How many people does it take for there to be a 50% chance that a pair in the group has the same birthday? Only 23 people. What about a 99% chance? Maybe even more shocking: 57 people. This is the birthday problem, which every undergrad who’s taken a stat course has seen. Steven Strogataz explains the logic and calculations.
Intuitively, how can 23 people be enough? It’s because of all the combinations they create, all the opportunities for luck to strike. With 23 people, there are 253 possible pairs of people (see the notes for why), and that turns out to be enough to push the odds of a match above 50 percent.
Incidentally, if you go up to 43 people — the number of individuals who have served as United States president so far — the odds of a match increase to 92 percent. And indeed two of the presidents do have the same birthday: James Polk and Warren Harding were both born on Nov. 2.
The Johnny Carson clip referenced in the article is worth watching. Carson tries to test the results with the audience, but goes about it the wrong way.

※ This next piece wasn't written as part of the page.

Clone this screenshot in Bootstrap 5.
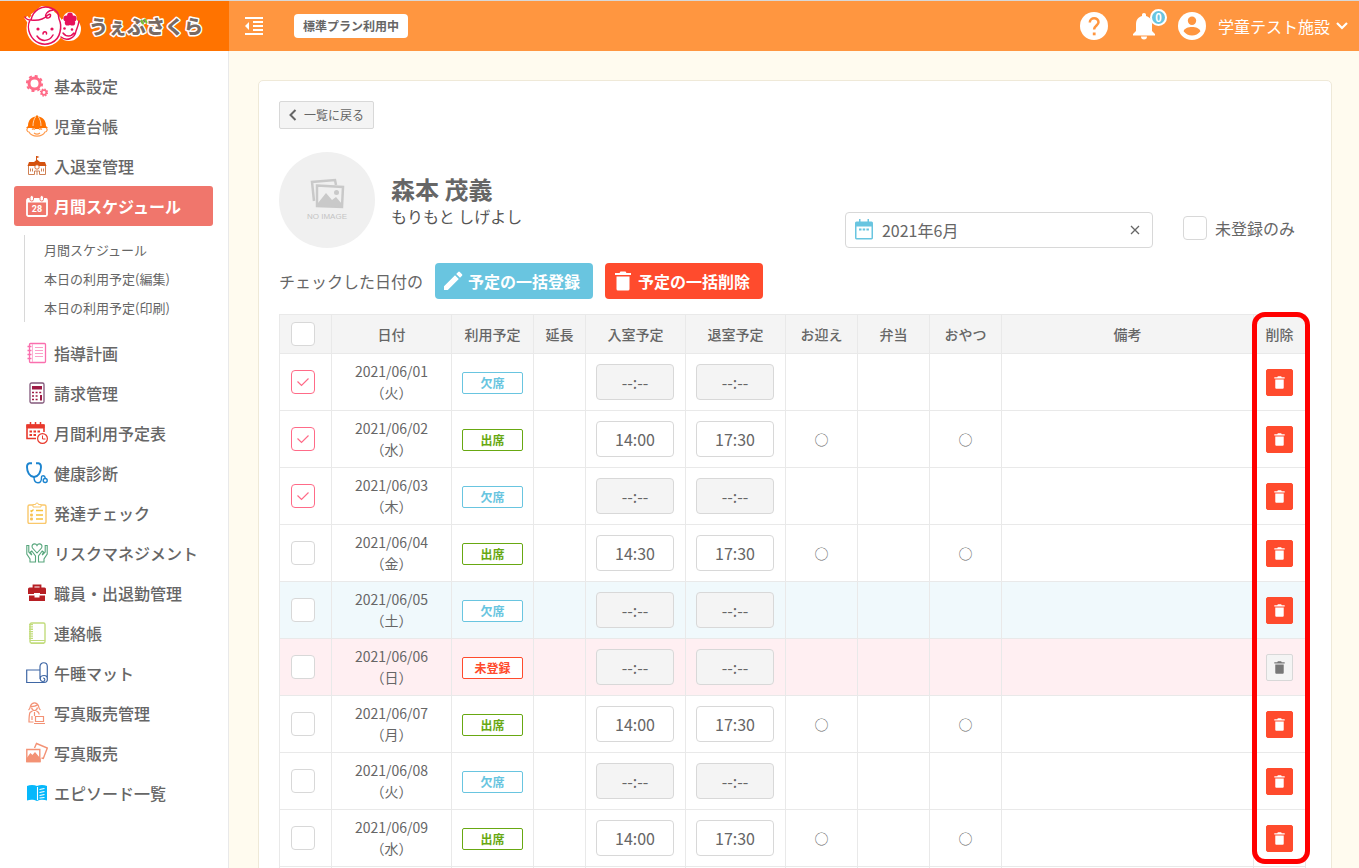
<!DOCTYPE html>
<html lang="ja">
<head>
<meta charset="utf-8">
<meta name="viewport" content="width=device-width, initial-scale=1">
<title>月間スケジュール</title>
<link href="https://cdn.jsdelivr.net/npm/bootstrap@5.3.0/dist/css/bootstrap.min.css" rel="stylesheet">
<style>
  body { font-family: "Noto Sans CJK JP", sans-serif; font-size: 16px; line-height: 24px; color: #666; background: #fffbef; }
  a { color: inherit; text-decoration: none; }
  svg { display: block; flex: none; }
  .app-shell { height: 100vh; overflow: hidden; }
  .topbar { height: 51px; border-top: 1px solid #d8d8d8; background: #ff9640; color: #fff; }
  .brand-area { width: 229px; background: #ff7300; padding-left: 20px; }
  .topbar-tools { padding: 0 9px 0 16px; }
  .plan-tag { background: #fff; color: #666; font-size: 12px; line-height: 24px; font-weight: 700; border-radius: 4px; padding: 0 9px; margin-left: 31px; }
  .bare-btn { background: none; border: 0; padding: 0; color: inherit; }
  .user-menu { margin-left: 22px; }
  .notice-count { position: absolute; top: -3px; right: -11px; min-width: 17px; height: 17px; border: 2px solid #fff; border-radius: 9px; background: #69c5e0; font-size: 11px; line-height: 13px; font-weight: 700; text-align: center; }
  .sidebar { width: 229px; background: #fff; border-right: 1px solid #e9e9e9; padding: 15px 15px 0 14px; }
  .menu-link { height: 40px; padding: 0 12px; gap: 6px; font-weight: 500; border-radius: 3px; white-space: nowrap; }
  .menu-link.active { background: #f0766c; color: #fff; font-weight: 700; }
  .submenu { margin: 9px 0 11px 10px; padding-left: 19px; border-left: 1px solid #d8d8d8; font-size: 13px; line-height: 29px; }
  .submenu a { display: block; }
  .page-area { padding: 29px 27px 0 29px; min-width: 0; overflow-y: auto; scrollbar-width: none; }
  .page-area::-webkit-scrollbar { display: none; }
  .panel { background: #fff; border: 1px solid #efe9d8; border-radius: 5px; padding: 20px; padding-right: 25px; }
  .back-btn { height: 28px; border: 1px solid #d8d8d8; border-radius: 2px; background: #f4f4f4; color: #666; font-size: 12px; padding: 0 9px 0 8px; gap: 6px; }
  .avatar-row { margin-top: 23px; height: 96px; }
  .name-block { padding-top: 22px; }
  .child-name { font-size: 24px; line-height: 30px; font-weight: 700; margin: 0; }
  .child-kana { line-height: 24px; color: #555; }
  .filters { gap: 30px; padding: 0 11px 0 0; }
  .month-box { width: 308px; height: 36px; border: 1px solid #d8d8d8; border-radius: 4px; padding: 0 10px 0 8px; }
  .month-box input { border: 0; outline: 0; color: #666; min-width: 0; padding: 0; }
  .tick { appearance: none; width: 24px; height: 24px; margin: 0; border: 1px solid #d8d8d8; border-radius: 4px; background: #fff center/12px no-repeat; display: block; }
  .tick:checked { border-color: #ff6b88; background-image: url("data:image/svg+xml,%3Csvg xmlns='http://www.w3.org/2000/svg' viewBox='0 0 12 12'%3E%3Cpath d='M0.5 5.5l4 4L11.500 2.500' fill='none' stroke='%23ff6b88' stroke-width='1.2'/%3E%3C/svg%3E"); }
  .bulk-row { margin: 15px 0; gap: 12px; }
  .bulk-btn { height: 36px; border: 0; border-radius: 4px; color: #fff; font-weight: 700; padding: 0 13px 0 8px; gap: 5px; }
  .bulk-add { background: #69c5e0; }
  .bulk-del { background: #ff4b2d; }
  .plan-table { width: 100%; table-layout: fixed; font-size: 14px; line-height: 21px; text-align: center; border-collapse: collapse; }
  .plan-table th, .plan-table td { border: 1px solid #e9e9e9; padding: 0; }
  .plan-table th { height: 39px; background: #f4f4f4; font-weight: 500; }
  .plan-table td { height: 57px; }
  .plan-table .tick { margin-left: 11px; }
  .plan-table .sat td { background: #f0f9fc; }
  .plan-table .sun td { background: #ffeff2; }
  .col-s { width: 52px; } .col-date { width: 120px; } .col-state { width: 82px; } .col-time { width: 100px; } .col-opt { width: 72px; }
  .state { display: block; width: 61px; margin: 2px auto 0; border: 1px solid; border-radius: 2px; background: #fff; font-size: 12px; line-height: 20px; font-weight: 700; }
  .absent { color: #69c5e0; } .present { color: #68a812; } .unset { color: #ff4b2d; }
  .time-in { width: 78px; height: 36px; border: 1px solid #d8d8d8; border-radius: 4px; background: #fff; color: #666; font-size: 16px; text-align: center; padding: 0; display: block; margin-left: 10px; }
  .time-in:disabled { background: #f4f4f4; }
  .del-btn { width: 27px; height: 27px; border: 1px solid #ff4b2d; border-radius: 2px; background: #ff4b2d; color: #fff; padding: 0; display: flex; align-items: center; justify-content: center; margin: 1px auto 0; }
  .del-btn:disabled { background: #f4f4f4; border-color: #d8d8d8; color: #777; }
  .callout-ring { position: absolute; top: -2px; right: -4px; width: 58px; height: 552px; border: 5px solid #f00; border-radius: 13px; pointer-events: none; }
</style>
</head>
<body>
<svg width="0" height="0" class="position-absolute" aria-hidden="true">
  <symbol id="trash" viewBox="0 0 16 20"><path d="M0 2h4.500l1-1.500h5l1 1.500H16v2H0zM1.500 5.500h13V18a1.500 1.500 0 0 1-1.500 1.500H3A1.500 1.500 0 0 1 1.500 18z" fill="currentColor"/></symbol>
</svg>
<div class="app-shell d-flex flex-column">
  <header class="topbar d-flex flex-shrink-0">
    <a href="#" class="brand-area d-flex align-items-center" aria-label="うぇぶさくら">
      <svg width="190" height="48" viewBox="0 0 190 48">
        <g fill="#fff" stroke="#fff" stroke-width="4" stroke-linejoin="round"><circle cx="25" cy="26" r="16.500"/><circle cx="49" cy="27" r="10"/><circle cx="50" cy="17" r="5"/><path d="M6 15l4 6M12 14l10-8 12 4"/></g>
        <g fill="none" stroke="#e6105a" stroke-width="1.500" stroke-linecap="round" stroke-linejoin="round">
          <path d="M5 15c1 2 3 3 6 3C13 8 22 3 31 6c6 2 8 7 8 11M11 18c7 1 13-1 17-5 4-3 3 4-1 3-4-2 1-9 8-8M10 18c-2 4-2 10 0 14 4 9 13 12 21 9 5-2 8-6 9-11 1-4 1-9-1-13"/>
          <path d="M23 32c0-3 4-3 3.500 0M17 34c4 6 12 6 16-1"/>
          <path d="M41 35c6 5 14 1 15-6 1-3 2-4 3-10M43 31c3 4 8 4 11 0"/>
        </g>
        <g fill="#e6105a"><circle cx="18" cy="27" r="1.600"/><circle cx="32" cy="27" r="1.600"/><circle cx="44.500" cy="26.500" r="1.300"/><circle cx="52" cy="27.500" r="1.300"/><circle cx="50" cy="13.500" r="2.900"/><circle cx="46.300" cy="16.500" r="2.900"/><circle cx="53.700" cy="16.500" r="2.900"/><circle cx="47.700" cy="20.700" r="2.900"/><circle cx="52.300" cy="20.700" r="2.900"/><circle cx="50" cy="17.500" r="2.500"/></g>
        <text x="69" y="32" font-size="19" font-weight="900" fill="#786a63" stroke="#fff" stroke-width="3" stroke-linejoin="round" paint-order="stroke">うぇぶさくら</text>
        <path d="M121.500 18.500l1.500 3M125 17.500l1.500 3" stroke="#77c232" stroke-width="2" stroke-linecap="round"/>
      </svg>
    </a>
    <div class="topbar-tools d-flex align-items-center flex-grow-1">
      <button class="bare-btn" type="button" aria-label="メニューを閉じる"><svg width="18" height="18" viewBox="0 0 18 18"><path d="M0 1h18M8 5h10M8 9h10M8 13h10M0 17h18" stroke="#fff" stroke-width="2"/><path d="M4 5v8L0 9z" fill="#fff"/></svg></button>
      <span class="plan-tag">標準プラン利用中</span>
      <a href="#" class="ms-auto" aria-label="ヘルプ"><svg width="28" height="28" viewBox="0 0 28 28"><circle cx="14" cy="14" r="14" fill="#fff"/><path d="M9.800 10.500c0-5.600 8.700-5.600 8.700-.2 0 3-4.400 3.500-4.400 7.200" fill="none" stroke="#ff9640" stroke-width="2.500"/><path d="M12.800 20.500h2.800v2.800h-2.800z" fill="#ff9640"/></svg></a>
      <a href="#" class="position-relative ms-4" aria-label="お知らせ"><svg width="24" height="28" viewBox="0 0 24 28"><path d="M12 1c1.300 0 2 .9 2 2v1c4 1 6 4.300 6 8v7l3 3v1.500H1V22l3-3v-7c0-3.700 2-7 6-8V3c0-1.100.7-2 2-2zM9 24.500h6a3 3 0 0 1-6 0z" fill="#fff"/></svg><span class="notice-count">0</span></a>
      <button type="button" class="bare-btn user-menu d-flex align-items-center"><svg width="28" height="28" viewBox="0 0 28 28" class="me-2"><circle cx="14" cy="14" r="14" fill="#fff"/><circle cx="14" cy="8.800" r="4.200" fill="#ff9640"/><path d="M5.600 19.300c1.500-5.600 15.300-5.600 16.800 0-3.800 5.700-13 5.700-16.800 0z" fill="#ff9640"/></svg><span class="ms-1">学童テスト施設</span><svg class="ms-1" width="16" height="10" viewBox="0 0 16 10"><path d="M3 2l5 5 5-5" fill="none" stroke="#fff" stroke-width="2.200"/></svg></button>
    </div>
  </header>
  <div class="d-flex flex-grow-1 overflow-hidden">
    <nav class="sidebar flex-shrink-0" aria-label="メインメニュー">
      <a href="#" class="menu-link d-flex align-items-center"><svg width="22" height="22" viewBox="0 0 22 22" fill="none" stroke="#ff6b88"><circle cx="8.500" cy="8.500" r="5.500" stroke-width="3"/><circle cx="8.500" cy="8.500" r="7.600" stroke-width="2" stroke-dasharray="3 2.970"/><circle cx="18" cy="17.500" r="2.300" stroke-width="1.700"/><circle cx="18" cy="17.500" r="3.500" stroke-width="1.300" stroke-dasharray="1.500 1.250"/></svg>基本設定</a>
      <a href="#" class="menu-link d-flex align-items-center"><svg width="22" height="22" viewBox="0 0 22 22"><path d="M2 11C2 5 6 1.500 10 1.500V.5h2v1c4 0 8 3.500 8 9.500l2 2H0z" fill="#ff7300"/><path d="M7 11c0-4 1-7 2.500-9M15 11c0-4-1-7-2.500-9" stroke="#ffd5b0" fill="none"/><path d="M2 13c-2 1-1 4 1 4 3 5.500 13 5.500 16 0 2 0 3-3 1-4M6 14.500c1-1 2-1 3 0M13 14.500c1-1 2-1 3 0M8 18c2 1.500 4 1.500 6 0" fill="none" stroke="#ff9a4c" stroke-width="1.200"/><path d="M8 11c1-2 5-2 6 0l-1 3H9z" fill="#ff7300"/></svg>児童台帳</a>
      <a href="#" class="menu-link d-flex align-items-center"><svg width="22" height="22" viewBox="0 0 22 22"><path d="M10.500 1v5" stroke="#d4520f"/><path d="M11 1l2.500 1L11 3zM8 7l3-2.500L14 7h5l1.500 4H1.500L3 7z" fill="#d4520f"/><path d="M2.500 11v8.500h6V16h5v3.500h6V11M4.500 13.500v3M6.500 13.500v3M15.500 13.500v3M17.500 13.500v3M11 16v4" fill="none" stroke="#cf8154"/><circle cx="11" cy="12" r="2.200" fill="#fff" stroke="#d4520f" stroke-width=".8"/></svg>入退室管理</a>
      <a href="#" class="menu-link active d-flex align-items-center" aria-current="page"><svg width="22" height="22" viewBox="0 0 22 22"><rect x="1" y="4" width="20" height="17" rx="1.500" fill="none" stroke="#fff" stroke-width="1.800"/><path d="M1 3.500h20v4H1z" fill="#fff"/><rect x="4" y=".5" width="3.500" height="5.500" rx="1.700" fill="#fff" stroke="#f0766c"/><rect x="14" y=".5" width="3.500" height="5.500" rx="1.700" fill="#fff" stroke="#f0766c"/><text x="11" y="17" text-anchor="middle" font-family="Roboto, sans-serif" font-size="9" font-weight="700" fill="#fff">28</text></svg>月間スケジュール</a>
      <div class="submenu">
        <a href="#">月間スケジュール</a>
        <a href="#">本日の利用予定(編集)</a>
        <a href="#">本日の利用予定(印刷)</a>
      </div>
      <a href="#" class="menu-link d-flex align-items-center"><svg width="22" height="22" viewBox="0 0 22 22" fill="none" stroke="#fa6fae"><rect x="3.500" y="1.500" width="16" height="19" rx="1" stroke-width="1.300"/><path d="M6.500 2v18" stroke="#fcb1d4"/><path d="M1.500 4.500h4M1.500 8.500h4M1.500 12.500h4M1.500 16.500h4" stroke-width="1.500"/><path d="M9 5.500h8M9 8.500h8M9 11.500h8M9 14.500h8" stroke="#fba0c9"/></svg>指導計画</a>
      <a href="#" class="menu-link d-flex align-items-center"><svg width="22" height="22" viewBox="0 0 22 22"><rect x="4" y="1" width="14" height="20" rx="1.500" fill="none" stroke="#83587b" stroke-width="1.300"/><path d="M6 4h10v3.500H6z" fill="#9e1b45"/><path d="M6 10.500h10M6 14h6.500M6 17.500h6.500" stroke="#9e1b45" stroke-width="1.700" stroke-dasharray="2 1.600"/><path d="M15 13v5.500" stroke="#9e1b45" stroke-width="2"/></svg>請求管理</a>
      <a href="#" class="menu-link d-flex align-items-center"><svg width="22" height="22" viewBox="0 0 22 22" fill="none" stroke="#e8392c"><path d="M10 16.500H1V3h17v7" stroke-width="1.600"/><path d="M1 3h17v3H1z" fill="#e8392c"/><path d="M4.500 0v4M9.500 0v4M14.500 0v4" stroke-width="1.500"/><path d="M3.500 9.500h12M3.500 13h8" stroke-width="2.200" stroke-dasharray="2.500 1.500"/><circle cx="16.500" cy="16.500" r="4.900" fill="#fff" stroke-width="1.200"/><path d="M16.500 13.500v3.500h3"/></svg>月間利用予定表</a>
      <a href="#" class="menu-link d-flex align-items-center"><svg width="22" height="22" viewBox="0 0 22 22" fill="none" stroke="#1c84cf" stroke-width="1.400"><path d="M6 1.200H3.500C1 1.500 1 3 1 5c0 5 2.500 9.500 7 10 4.500-.5 7-5 7-10 0-2 0-3.500-2.500-3.800H10" stroke-width="1.900"/><path d="M8 15c0 3 1 5.800 4 5.800s3.500-2.300 3.500-5.300c0-2.500 3.500-2.500 3.700.5"/><circle cx="19.200" cy="18.500" r="2"/></svg>健康診断</a>
      <a href="#" class="menu-link d-flex align-items-center"><svg width="22" height="22" viewBox="0 0 22 22" fill="none" stroke="#fac86b"><rect x="2" y="3" width="18" height="18.500" rx="1.500" stroke-width="1.400"/><path d="M7 5V2.500h2.500a1.500 1.500 0 0 1 3 0H15V5z" fill="#fff"/><path d="M4.500 8.500l1 1 2-2M10 8.500h7M10 13h7M10 17h7" stroke="#f6c23e" stroke-width="1.300"/><path d="M4.500 12h2v2h-2zM4.500 16h2v2h-2z" fill="#f6c23e"/></svg>発達チェック</a>
      <a href="#" class="menu-link d-flex align-items-center"><svg width="22" height="22" viewBox="0 0 22 22" fill="none" stroke="#57a67c" stroke-width="1.100"><path d="M11 11L6.500 6c-2-4 3-5.500 4.500-2.500C12.500.5 17.500 2 15.500 6z"/><path d="M4 20v-3L.8 12V3.500h2V10l3 3L4.500 10l1.300-1L9.500 14v6zM18 20v-3l3.200-5V3.500h-2V10l-3 3 1.300-3-1.300-1-3.700 5v6z"/></svg>リスクマネジメント</a>
      <a href="#" class="menu-link d-flex align-items-center"><svg width="22" height="22" viewBox="0 0 22 22"><path d="M7.500 6V3.500h7V6" fill="none" stroke="#b71f24" stroke-width="1.800"/><path d="M3.500 5.500h15A1.500 1.500 0 0 1 20 7v5h-6v-1H8v1H2V7a1.500 1.500 0 0 1 1.500-1.500zM3 13.500h5.500v2h5v-2H19V19H3z" fill="#b71f24"/></svg>職員・出退勤管理</a>
      <a href="#" class="menu-link d-flex align-items-center"><svg width="22" height="22" viewBox="0 0 22 22" fill="none" stroke="#c2dc7d"><rect x="4" y="1" width="15" height="20" rx="1.500" stroke-width="1.400"/><path d="M4 18.500h15M5 21.500h13"/><path d="M5 2v16" stroke-width="4" stroke-dasharray="1.300 1"/></svg>連絡帳</a>
      <a href="#" class="menu-link d-flex align-items-center"><svg width="22" height="22" viewBox="0 0 22 22" fill="none" stroke="#3f67a5" stroke-width="1.200"><path d="M14 8H.7v12.500H18c4.500 0 4.500-7 0-7-5 0-4.500 6-1 6 2.500 0 2.500-3.500 0-3.500M14 17V4.500c0-5 7.300-5 7.300 0V17"/></svg>午睡マット</a>
      <a href="#" class="menu-link d-flex align-items-center"><svg width="22" height="22" viewBox="0 0 22 22" fill="none" stroke="#f39275" stroke-width="1.200"><path d="M2.500 8c1.500-1 1.500-2 2-4C6-.3 11-.3 12.500 4c.5 2 .5 3 2 4M5 4.500c3 0 5-.5 6-1.500M5.500 5.500c1 4 5 4 6 0M6.500 9L4 10.500C3 13 3 16 3 20h4.500M10.500 9l2 1.500.8 2M6 14v4M8.500 10v4M9.500 14.500h8v5h-8zM8 21.500h11"/></svg>写真販売管理</a>
      <a href="#" class="menu-link d-flex align-items-center"><svg width="22" height="22" viewBox="0 0 22 22" fill="none" stroke="#f39275" stroke-width="1.400"><path d="M8.500 6l2-4.500L21.300 6l-4 10.500-1.800-.5"/><path d="M.8 7.500h13v12H.8z"/><path d="M1 17l3.500-5 2 2L9 11l5 6v2.500H1z" fill="#f39275"/></svg>写真販売</a>
      <a href="#" class="menu-link d-flex align-items-center"><svg width="22" height="22" viewBox="0 0 22 22"><path d="M1 4c3-1.500 7-1.500 10 0 3-1.500 7-1.500 10 0v14.500c-3-1-7-1-10 .5-3-1.500-7-1.500-10-.5z" fill="#06b8fb"/><path d="M11.500 5v13M13.500 7.500l5-1M13.500 10.500l5-1M13.500 13.500l5-1M13.500 16l5-.5" stroke="#fff" stroke-width="1.100"/></svg>エピソード一覧</a>
    </nav>
    <main class="page-area flex-grow-1">
      <section class="panel">
        <button type="button" class="back-btn d-flex align-items-center"><svg width="10" height="12" viewBox="0 0 10 12"><path d="M7.500 1L2.500 6l5 5" fill="none" stroke="#666" stroke-width="2"/></svg><span>一覧に戻る</span></button>
        <div class="avatar-row d-flex">
          <svg width="96" height="96" viewBox="0 0 96 96" role="img" aria-label="NO IMAGE"><circle cx="48" cy="48" r="48" fill="#f0f0f0"/><path d="M35 49l-2-19 23-2 1 5" fill="none" stroke="#c9c9c9" stroke-width="2.500"/><path d="M38 33.500l26 1.500-1 20-25-1z" fill="#f0f0f0" stroke="#c9c9c9" stroke-width="2.500"/><path d="M39 51l8-10 6 7 4-3 6 7v3l-24-1z" fill="#c9c9c9"/><circle cx="57.500" cy="40.500" r="2.500" fill="#c9c9c9"/><text x="48" y="67" text-anchor="middle" font-family="Liberation Sans, sans-serif" font-size="8" fill="#c4c4c4">NO IMAGE</text></svg>
          <div class="name-block ms-3"><h1 class="child-name">森本 茂義</h1><div class="child-kana">もりもと しげよし</div></div>
          <div class="filters d-flex align-items-end ms-auto">
            <div class="month-box d-flex align-items-center"><svg width="20" height="22" viewBox="0 0 20 22"><path d="M3 2.500h2V0h1.500v2.500h7V0H15v2.500h2A1.800 1.800 0 0 1 19 4.500v14a1.800 1.800 0 0 1-2 2H3a1.800 1.800 0 0 1-2-2v-14a1.800 1.800 0 0 1 2-2zM2.500 7.500v11.500h15V7.500z" fill="#69c5e0" fill-rule="evenodd"/><path d="M5 10.500h10" stroke="#69c5e0" stroke-width="2" stroke-dasharray="2.500 1.200"/></svg><input type="text" class="flex-grow-1 ms-2" value="2021年6月" aria-label="対象月"><button type="button" class="bare-btn" aria-label="クリア"><svg width="14" height="14" viewBox="0 0 14 14"><path d="M3 3l8 8M11 3l-8 8" stroke="#666" stroke-width="1.300"/></svg></button></div>
            <div class="d-flex align-items-center gap-2 pb-2"><input class="tick" type="checkbox" id="only-unset"><label for="only-unset">未登録のみ</label></div>
          </div>
        </div>
        <div class="bulk-row d-flex align-items-center">
          <span>チェックした日付の</span>
          <button type="button" class="bulk-btn bulk-add d-flex align-items-center"><svg width="20" height="20" viewBox="0 0 20 20"><path d="M1 15.200L12 4.200l3.800 3.800-11 11H1zM13.200 3l2-2q.8-.8 1.600 0l2.200 2.200q.8.800 0 1.600l-2 2z" fill="#fff"/></svg>予定の一括登録</button>
          <button type="button" class="bulk-btn bulk-del d-flex align-items-center"><svg width="20" height="20"><use href="#trash"/></svg>予定の一括削除</button>
        </div>
        <div class="position-relative">
          <table class="plan-table">
            <colgroup><col class="col-s"><col class="col-date"><col class="col-state"><col class="col-s"><col class="col-time"><col class="col-time"><col class="col-opt"><col class="col-opt"><col class="col-opt"><col><col class="col-s"></colgroup>
            <thead><tr><th><input class="tick" type="checkbox" aria-label="すべて選択"></th><th>日付</th><th>利用予定</th><th>延長</th><th>入室予定</th><th>退室予定</th><th>お迎え</th><th>弁当</th><th>おやつ</th><th>備考</th><th>削除</th></tr></thead>
            <tbody id="days"></tbody>
          </table>
          <div class="callout-ring"></div>
        </div>
      </section>
    </main>
  </div>
</div>
<script src="https://cdn.jsdelivr.net/npm/bootstrap@5.3.0/dist/js/bootstrap.bundle.min.js"></script>
<script>
  // One entry per day: weekday, state, arrival, departure, ticked
  const labels = { absent: '欠席', present: '出席', unset: '未登録' };
  const days = [
    ['火', 'absent', '', '', true],
    ['水', 'present', '14:00', '17:30', true],
    ['木', 'absent', '', '', true],
    ['金', 'present', '14:30', '17:30'],
    ['土', 'absent', '', ''],
    ['日', 'unset', '', ''],
    ['月', 'present', '14:00', '17:30'],
    ['火', 'absent', '', ''],
    ['水', 'present', '14:00', '17:30'],
    ['木', 'absent', '', '']
  ];
  const timeField = (value, name) => `<input class="time-in" type="text" aria-label="${name}" value="${value || '--:--'}"${value ? '' : ' disabled'}>`;
  document.getElementById('days').innerHTML = days.map(([wd, state, from, to, on], i) => {
    const date = '2021/06/' + String(i + 1).padStart(2, '0');
    const mark = state === 'present' ? '○' : '';
    return `<tr class="${wd === '土' ? 'sat' : wd === '日' ? 'sun' : ''}">
      <td><input class="tick" type="checkbox" aria-label="${date}"${on ? ' checked' : ''}></td>
      <td>${date}<br>（${wd}）</td><td><span class="state ${state}">${labels[state]}</span></td><td></td>
      <td>${timeField(from, date + ' 入室予定')}</td><td>${timeField(to, date + ' 退室予定')}</td>
      <td>${mark}</td><td></td><td>${mark}</td><td></td>
      <td><button class="del-btn" type="button" aria-label="${date} を削除"${state === 'unset' ? ' disabled' : ''}><svg width="11" height="13"><use href="#trash"/></svg></button></td></tr>`;
  }).join('');
</script>
</body>
</html>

For a different application of the same mathematics, consider the question, “What is the probability that people in the same meeting room share initials?” This question was asked by a colleague who had been taking notes at a meeting. He recorded each person’s initials next to their comments and, upon editing the notes, was shocked to discover that no two people in the meeting shared initials. My analysis (which uses the actual distribution of initials at my company) is at http://blogs.sas.com/content/iml/2011/01/19/hey-those-two-people-have-the-same-initials/
The flip side of this question: what are the odds of having 1800 friends on Facebook and not sharing a birthday with any of them?
0.7 %… Rare but hardly impossible.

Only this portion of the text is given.